## [WHAT IS REQUIRED]
In the listing below, locate the lines that hold the string "index". Copy those lines.

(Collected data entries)
● ● ● ● ● ● ●

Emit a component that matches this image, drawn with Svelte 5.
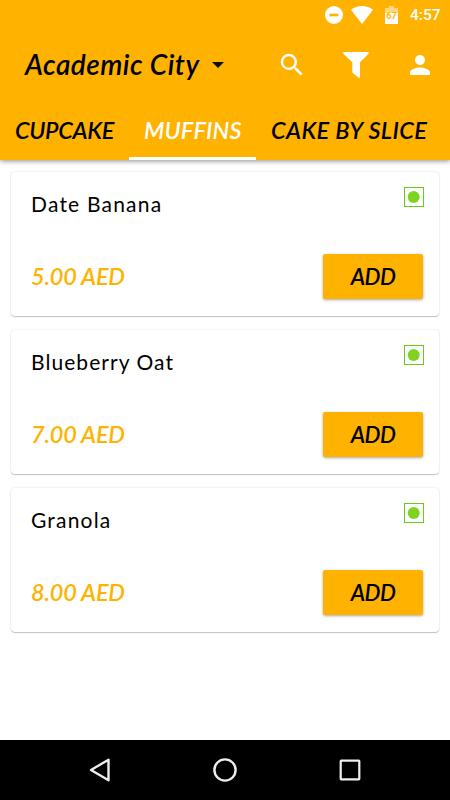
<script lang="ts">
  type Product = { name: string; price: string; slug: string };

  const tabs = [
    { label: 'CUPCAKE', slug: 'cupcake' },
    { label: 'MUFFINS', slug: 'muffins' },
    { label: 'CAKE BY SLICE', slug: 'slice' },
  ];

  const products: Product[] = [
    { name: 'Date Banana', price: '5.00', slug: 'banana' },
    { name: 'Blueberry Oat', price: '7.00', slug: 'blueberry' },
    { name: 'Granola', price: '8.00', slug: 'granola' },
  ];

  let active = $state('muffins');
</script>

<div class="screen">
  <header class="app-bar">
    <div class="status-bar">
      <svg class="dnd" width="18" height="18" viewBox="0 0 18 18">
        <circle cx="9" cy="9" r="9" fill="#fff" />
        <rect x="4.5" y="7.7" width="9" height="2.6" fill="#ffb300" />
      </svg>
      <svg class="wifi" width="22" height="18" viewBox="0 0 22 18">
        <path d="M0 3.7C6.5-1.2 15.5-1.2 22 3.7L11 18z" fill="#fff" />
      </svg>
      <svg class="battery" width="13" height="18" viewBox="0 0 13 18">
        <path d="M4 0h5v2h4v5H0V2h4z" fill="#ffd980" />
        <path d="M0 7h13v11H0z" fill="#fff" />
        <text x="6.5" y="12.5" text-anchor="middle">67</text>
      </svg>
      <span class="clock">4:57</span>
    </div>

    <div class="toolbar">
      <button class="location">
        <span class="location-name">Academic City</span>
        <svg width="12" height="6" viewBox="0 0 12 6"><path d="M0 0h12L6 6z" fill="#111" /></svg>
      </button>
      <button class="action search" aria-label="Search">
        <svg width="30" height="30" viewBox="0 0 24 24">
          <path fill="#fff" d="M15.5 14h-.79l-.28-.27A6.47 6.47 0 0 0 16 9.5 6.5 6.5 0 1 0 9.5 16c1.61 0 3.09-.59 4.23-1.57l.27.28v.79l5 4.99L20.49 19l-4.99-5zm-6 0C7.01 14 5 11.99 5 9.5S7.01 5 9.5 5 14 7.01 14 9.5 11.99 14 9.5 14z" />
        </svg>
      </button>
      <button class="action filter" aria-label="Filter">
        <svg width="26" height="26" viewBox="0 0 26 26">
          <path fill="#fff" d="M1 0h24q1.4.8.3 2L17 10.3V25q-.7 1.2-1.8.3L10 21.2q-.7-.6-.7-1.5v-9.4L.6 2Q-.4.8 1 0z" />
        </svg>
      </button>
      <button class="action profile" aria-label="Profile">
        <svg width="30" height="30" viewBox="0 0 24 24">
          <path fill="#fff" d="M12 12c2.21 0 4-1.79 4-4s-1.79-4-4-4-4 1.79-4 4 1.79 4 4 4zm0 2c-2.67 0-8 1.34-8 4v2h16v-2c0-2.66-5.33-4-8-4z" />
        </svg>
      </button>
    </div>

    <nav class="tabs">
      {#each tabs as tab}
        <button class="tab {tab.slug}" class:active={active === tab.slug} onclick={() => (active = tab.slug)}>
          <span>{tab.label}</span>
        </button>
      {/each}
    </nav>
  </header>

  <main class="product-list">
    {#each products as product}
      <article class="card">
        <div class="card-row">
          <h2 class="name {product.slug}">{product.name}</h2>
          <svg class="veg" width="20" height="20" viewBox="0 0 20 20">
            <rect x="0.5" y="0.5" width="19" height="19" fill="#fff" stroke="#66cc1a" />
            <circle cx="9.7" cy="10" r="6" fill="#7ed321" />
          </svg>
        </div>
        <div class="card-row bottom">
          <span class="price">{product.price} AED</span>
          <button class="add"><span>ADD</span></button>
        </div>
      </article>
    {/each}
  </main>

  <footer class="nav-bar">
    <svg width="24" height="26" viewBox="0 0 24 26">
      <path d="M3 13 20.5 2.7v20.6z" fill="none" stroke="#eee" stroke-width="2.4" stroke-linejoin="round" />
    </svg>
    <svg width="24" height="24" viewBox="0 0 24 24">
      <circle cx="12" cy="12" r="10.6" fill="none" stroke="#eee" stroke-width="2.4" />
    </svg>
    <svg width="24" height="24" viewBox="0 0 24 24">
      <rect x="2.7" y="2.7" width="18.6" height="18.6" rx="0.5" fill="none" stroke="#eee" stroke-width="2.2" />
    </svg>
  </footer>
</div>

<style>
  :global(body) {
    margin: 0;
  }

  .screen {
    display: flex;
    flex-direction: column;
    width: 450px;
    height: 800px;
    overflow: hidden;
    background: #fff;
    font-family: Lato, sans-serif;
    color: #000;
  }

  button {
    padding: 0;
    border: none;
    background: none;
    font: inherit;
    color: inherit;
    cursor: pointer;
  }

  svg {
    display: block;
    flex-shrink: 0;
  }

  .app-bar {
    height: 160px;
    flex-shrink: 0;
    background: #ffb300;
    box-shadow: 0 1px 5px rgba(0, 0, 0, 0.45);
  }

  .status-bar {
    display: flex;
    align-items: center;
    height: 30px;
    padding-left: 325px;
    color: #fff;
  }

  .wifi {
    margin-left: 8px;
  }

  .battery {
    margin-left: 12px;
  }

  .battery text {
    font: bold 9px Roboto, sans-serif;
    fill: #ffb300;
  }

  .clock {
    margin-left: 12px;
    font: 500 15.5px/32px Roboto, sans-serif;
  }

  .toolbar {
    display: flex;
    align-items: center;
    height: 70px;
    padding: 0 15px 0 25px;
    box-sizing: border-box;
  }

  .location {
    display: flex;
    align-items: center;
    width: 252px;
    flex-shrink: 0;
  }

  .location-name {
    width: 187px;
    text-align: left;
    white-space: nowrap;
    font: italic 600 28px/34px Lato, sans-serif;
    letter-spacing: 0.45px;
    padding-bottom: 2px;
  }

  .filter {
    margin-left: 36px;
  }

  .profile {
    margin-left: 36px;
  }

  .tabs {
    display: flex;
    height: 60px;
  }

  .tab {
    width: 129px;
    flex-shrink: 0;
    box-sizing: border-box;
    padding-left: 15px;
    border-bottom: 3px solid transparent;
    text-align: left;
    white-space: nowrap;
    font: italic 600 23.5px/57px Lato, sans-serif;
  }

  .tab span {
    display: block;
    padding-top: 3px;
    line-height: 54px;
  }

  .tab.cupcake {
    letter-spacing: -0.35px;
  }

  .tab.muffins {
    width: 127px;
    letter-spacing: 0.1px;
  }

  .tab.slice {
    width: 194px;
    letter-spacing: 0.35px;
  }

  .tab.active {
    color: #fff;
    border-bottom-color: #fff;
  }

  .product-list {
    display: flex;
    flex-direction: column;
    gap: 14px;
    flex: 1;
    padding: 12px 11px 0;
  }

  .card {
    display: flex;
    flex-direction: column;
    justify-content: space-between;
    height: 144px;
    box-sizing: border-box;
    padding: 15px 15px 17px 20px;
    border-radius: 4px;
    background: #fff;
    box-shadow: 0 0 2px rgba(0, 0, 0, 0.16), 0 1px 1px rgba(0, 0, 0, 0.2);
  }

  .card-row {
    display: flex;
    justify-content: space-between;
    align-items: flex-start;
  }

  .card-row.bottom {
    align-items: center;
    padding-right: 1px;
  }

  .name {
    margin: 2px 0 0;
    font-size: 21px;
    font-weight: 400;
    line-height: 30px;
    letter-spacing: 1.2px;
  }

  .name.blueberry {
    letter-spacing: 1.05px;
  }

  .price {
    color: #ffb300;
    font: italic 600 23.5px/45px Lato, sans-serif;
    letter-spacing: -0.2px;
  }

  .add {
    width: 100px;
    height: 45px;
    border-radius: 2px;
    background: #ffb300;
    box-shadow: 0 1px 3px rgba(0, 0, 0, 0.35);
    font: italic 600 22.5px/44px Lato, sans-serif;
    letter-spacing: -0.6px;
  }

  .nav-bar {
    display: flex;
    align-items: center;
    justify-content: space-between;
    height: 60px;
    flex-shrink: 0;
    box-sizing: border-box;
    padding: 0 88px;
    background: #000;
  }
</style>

● ● ● ● ● ● ●

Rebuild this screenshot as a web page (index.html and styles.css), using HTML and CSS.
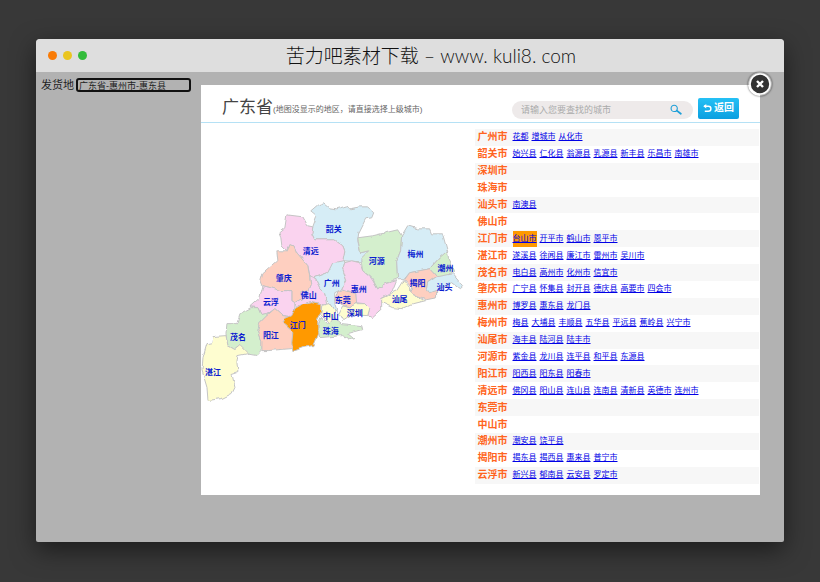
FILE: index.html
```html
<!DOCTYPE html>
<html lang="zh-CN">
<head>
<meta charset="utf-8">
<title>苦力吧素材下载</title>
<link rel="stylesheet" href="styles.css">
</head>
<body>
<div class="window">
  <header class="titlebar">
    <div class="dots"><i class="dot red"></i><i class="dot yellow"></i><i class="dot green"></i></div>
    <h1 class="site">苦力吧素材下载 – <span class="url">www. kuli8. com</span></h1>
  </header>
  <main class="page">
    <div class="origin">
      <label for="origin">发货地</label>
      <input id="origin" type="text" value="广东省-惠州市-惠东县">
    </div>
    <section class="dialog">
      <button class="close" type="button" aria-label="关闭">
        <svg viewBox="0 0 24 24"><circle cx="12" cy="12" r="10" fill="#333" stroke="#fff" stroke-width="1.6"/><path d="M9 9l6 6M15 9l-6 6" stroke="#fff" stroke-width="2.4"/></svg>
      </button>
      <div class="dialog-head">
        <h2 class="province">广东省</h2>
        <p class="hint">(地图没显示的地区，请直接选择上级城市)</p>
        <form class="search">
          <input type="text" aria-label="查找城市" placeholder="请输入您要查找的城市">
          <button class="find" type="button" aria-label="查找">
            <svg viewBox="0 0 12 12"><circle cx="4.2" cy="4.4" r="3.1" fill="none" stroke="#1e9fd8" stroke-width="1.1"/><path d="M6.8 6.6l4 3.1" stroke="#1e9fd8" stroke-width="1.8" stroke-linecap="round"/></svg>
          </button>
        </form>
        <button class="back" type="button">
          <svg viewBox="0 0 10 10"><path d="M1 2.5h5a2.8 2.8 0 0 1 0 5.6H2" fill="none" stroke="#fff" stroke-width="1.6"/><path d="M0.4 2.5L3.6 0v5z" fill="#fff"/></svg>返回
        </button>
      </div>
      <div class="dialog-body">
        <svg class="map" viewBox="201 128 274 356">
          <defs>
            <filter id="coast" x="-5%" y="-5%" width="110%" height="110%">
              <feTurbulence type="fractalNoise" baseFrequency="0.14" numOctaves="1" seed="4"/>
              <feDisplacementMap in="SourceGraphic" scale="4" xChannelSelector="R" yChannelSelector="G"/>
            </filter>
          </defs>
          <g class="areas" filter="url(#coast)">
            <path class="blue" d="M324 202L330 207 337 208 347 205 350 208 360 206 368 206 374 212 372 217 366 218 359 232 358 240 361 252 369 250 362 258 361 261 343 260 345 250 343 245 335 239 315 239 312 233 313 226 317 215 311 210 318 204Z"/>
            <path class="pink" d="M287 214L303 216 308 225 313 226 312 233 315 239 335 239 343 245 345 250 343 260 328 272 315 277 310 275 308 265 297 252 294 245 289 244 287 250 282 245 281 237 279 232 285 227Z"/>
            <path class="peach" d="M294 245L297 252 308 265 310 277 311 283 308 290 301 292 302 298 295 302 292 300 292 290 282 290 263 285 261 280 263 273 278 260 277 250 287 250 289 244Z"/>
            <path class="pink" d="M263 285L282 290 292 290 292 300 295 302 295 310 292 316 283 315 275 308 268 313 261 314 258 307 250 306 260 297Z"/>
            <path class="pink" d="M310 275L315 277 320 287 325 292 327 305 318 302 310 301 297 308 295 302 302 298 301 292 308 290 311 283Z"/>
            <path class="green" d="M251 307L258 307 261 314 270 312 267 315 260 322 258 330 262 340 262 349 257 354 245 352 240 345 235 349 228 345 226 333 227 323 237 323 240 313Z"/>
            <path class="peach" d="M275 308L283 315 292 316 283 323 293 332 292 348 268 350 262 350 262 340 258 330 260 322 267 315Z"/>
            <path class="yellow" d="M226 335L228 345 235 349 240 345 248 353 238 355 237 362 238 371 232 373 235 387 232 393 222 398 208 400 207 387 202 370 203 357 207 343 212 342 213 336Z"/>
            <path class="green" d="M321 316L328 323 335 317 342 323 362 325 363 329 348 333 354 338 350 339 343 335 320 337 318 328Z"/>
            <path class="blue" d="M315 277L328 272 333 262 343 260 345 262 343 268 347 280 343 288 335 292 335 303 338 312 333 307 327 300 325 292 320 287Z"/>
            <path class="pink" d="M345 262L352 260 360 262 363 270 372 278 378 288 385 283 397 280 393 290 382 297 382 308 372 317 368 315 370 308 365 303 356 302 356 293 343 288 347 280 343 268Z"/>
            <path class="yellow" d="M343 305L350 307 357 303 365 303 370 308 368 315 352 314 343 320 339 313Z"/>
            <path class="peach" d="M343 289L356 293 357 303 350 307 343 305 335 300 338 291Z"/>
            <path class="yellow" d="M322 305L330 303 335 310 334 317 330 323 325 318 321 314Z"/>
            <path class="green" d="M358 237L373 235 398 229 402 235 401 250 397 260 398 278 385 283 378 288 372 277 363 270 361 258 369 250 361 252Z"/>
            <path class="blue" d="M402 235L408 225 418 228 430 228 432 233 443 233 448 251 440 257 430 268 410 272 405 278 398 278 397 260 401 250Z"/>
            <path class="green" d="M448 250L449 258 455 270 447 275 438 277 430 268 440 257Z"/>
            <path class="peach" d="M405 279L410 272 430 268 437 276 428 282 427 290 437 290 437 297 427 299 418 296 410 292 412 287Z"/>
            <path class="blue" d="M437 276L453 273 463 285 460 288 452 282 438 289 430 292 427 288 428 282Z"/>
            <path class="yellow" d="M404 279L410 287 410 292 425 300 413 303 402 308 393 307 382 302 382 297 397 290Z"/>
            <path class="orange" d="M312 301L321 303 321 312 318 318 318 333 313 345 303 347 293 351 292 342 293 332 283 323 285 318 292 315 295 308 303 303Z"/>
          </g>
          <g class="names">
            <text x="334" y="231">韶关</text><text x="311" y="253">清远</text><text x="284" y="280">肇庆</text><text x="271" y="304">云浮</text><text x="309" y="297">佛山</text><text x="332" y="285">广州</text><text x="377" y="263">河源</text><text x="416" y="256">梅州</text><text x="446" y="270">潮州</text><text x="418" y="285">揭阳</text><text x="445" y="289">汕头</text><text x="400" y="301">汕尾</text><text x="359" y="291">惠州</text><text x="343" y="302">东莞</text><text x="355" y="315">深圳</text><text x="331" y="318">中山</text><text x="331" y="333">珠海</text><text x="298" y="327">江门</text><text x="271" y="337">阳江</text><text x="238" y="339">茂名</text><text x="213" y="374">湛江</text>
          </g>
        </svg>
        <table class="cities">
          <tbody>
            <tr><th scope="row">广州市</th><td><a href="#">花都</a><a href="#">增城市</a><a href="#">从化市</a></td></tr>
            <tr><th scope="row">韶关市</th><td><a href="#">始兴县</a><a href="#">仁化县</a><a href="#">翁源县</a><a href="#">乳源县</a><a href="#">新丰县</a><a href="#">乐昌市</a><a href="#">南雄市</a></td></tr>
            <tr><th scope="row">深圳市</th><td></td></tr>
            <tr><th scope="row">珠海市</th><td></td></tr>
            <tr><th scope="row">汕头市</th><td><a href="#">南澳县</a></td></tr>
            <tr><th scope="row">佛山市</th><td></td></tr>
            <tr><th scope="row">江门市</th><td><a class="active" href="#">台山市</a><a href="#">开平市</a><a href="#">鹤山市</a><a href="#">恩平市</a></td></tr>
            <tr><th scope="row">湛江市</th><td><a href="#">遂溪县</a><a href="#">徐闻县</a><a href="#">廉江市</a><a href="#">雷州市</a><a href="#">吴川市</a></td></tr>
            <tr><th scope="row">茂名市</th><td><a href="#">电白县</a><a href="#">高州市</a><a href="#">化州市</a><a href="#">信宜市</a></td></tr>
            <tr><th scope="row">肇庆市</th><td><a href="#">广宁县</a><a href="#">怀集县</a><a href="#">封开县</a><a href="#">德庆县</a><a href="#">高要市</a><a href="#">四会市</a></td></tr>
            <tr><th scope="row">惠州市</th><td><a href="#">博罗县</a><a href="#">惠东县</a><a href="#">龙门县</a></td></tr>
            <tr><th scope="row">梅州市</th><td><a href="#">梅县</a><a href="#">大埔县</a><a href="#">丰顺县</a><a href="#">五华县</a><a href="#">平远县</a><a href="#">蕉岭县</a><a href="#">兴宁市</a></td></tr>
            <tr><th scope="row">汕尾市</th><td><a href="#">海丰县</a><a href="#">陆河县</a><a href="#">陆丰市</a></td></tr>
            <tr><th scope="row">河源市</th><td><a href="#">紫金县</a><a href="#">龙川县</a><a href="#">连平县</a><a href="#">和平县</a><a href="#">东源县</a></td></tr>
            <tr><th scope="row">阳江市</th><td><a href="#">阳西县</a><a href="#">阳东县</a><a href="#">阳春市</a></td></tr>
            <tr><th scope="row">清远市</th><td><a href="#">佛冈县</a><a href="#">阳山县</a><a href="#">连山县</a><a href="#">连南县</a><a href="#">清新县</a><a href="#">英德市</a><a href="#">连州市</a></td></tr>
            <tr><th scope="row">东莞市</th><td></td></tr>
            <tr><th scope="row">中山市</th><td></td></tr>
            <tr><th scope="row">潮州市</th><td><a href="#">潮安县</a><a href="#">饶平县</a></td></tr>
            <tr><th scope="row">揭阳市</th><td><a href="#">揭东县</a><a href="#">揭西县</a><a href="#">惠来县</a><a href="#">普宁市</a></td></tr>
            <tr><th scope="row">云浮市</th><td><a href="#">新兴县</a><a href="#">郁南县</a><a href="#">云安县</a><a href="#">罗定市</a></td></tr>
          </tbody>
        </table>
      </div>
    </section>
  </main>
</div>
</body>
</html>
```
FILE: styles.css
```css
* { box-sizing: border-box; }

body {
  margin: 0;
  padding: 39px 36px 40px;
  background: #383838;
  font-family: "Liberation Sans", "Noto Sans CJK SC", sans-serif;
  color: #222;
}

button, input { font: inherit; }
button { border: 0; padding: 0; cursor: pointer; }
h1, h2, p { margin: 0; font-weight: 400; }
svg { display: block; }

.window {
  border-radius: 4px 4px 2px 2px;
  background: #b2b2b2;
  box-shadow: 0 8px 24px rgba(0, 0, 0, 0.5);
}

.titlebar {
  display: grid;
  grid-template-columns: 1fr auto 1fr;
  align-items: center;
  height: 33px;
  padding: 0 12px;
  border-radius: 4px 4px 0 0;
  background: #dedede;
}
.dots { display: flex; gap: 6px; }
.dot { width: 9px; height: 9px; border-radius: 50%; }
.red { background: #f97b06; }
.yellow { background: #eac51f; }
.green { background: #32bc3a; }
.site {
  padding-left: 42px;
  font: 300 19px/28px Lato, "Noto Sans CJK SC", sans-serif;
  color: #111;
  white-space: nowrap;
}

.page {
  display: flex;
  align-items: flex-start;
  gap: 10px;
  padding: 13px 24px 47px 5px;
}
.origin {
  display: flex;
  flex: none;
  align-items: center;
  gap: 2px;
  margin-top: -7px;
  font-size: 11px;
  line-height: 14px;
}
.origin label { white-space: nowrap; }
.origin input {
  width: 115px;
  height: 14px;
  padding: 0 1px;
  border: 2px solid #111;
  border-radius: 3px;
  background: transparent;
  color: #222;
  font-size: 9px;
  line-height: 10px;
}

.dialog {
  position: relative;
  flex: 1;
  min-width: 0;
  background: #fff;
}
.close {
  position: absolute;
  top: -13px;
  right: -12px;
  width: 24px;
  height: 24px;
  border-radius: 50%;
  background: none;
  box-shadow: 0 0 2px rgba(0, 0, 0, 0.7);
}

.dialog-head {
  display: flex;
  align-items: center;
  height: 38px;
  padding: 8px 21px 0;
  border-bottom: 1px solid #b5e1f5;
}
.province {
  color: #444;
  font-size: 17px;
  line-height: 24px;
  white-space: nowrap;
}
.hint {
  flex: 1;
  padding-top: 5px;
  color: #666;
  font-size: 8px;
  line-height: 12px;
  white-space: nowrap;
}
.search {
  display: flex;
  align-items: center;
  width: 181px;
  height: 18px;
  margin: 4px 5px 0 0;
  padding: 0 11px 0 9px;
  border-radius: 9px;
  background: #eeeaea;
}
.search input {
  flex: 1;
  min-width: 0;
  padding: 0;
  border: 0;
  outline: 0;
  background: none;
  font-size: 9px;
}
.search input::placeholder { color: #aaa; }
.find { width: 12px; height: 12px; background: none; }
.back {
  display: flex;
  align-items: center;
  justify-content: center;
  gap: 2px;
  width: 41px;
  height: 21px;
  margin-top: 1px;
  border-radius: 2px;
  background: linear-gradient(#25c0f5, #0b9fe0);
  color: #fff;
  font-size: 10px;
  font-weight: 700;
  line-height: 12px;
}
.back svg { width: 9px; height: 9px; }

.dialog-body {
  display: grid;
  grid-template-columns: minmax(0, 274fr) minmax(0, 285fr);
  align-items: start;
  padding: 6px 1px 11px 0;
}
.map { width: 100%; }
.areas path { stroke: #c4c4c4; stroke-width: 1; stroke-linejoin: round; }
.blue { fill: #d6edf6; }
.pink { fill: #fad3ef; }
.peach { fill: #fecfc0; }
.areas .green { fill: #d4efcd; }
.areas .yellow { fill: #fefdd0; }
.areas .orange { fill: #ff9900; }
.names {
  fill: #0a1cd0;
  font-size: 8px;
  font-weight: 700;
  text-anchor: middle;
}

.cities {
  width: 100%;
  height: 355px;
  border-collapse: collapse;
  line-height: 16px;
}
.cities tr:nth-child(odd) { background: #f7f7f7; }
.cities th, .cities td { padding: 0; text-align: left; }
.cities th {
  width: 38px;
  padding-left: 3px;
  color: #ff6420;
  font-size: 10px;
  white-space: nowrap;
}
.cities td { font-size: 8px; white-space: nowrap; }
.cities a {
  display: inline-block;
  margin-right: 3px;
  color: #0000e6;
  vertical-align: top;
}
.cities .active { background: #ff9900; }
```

● ● ● ● ● ● ●

## [FULL SOLUTION]
Rebuild this screenshot as a web page (index.html and styles.css), using HTML and CSS.
FILE: index.html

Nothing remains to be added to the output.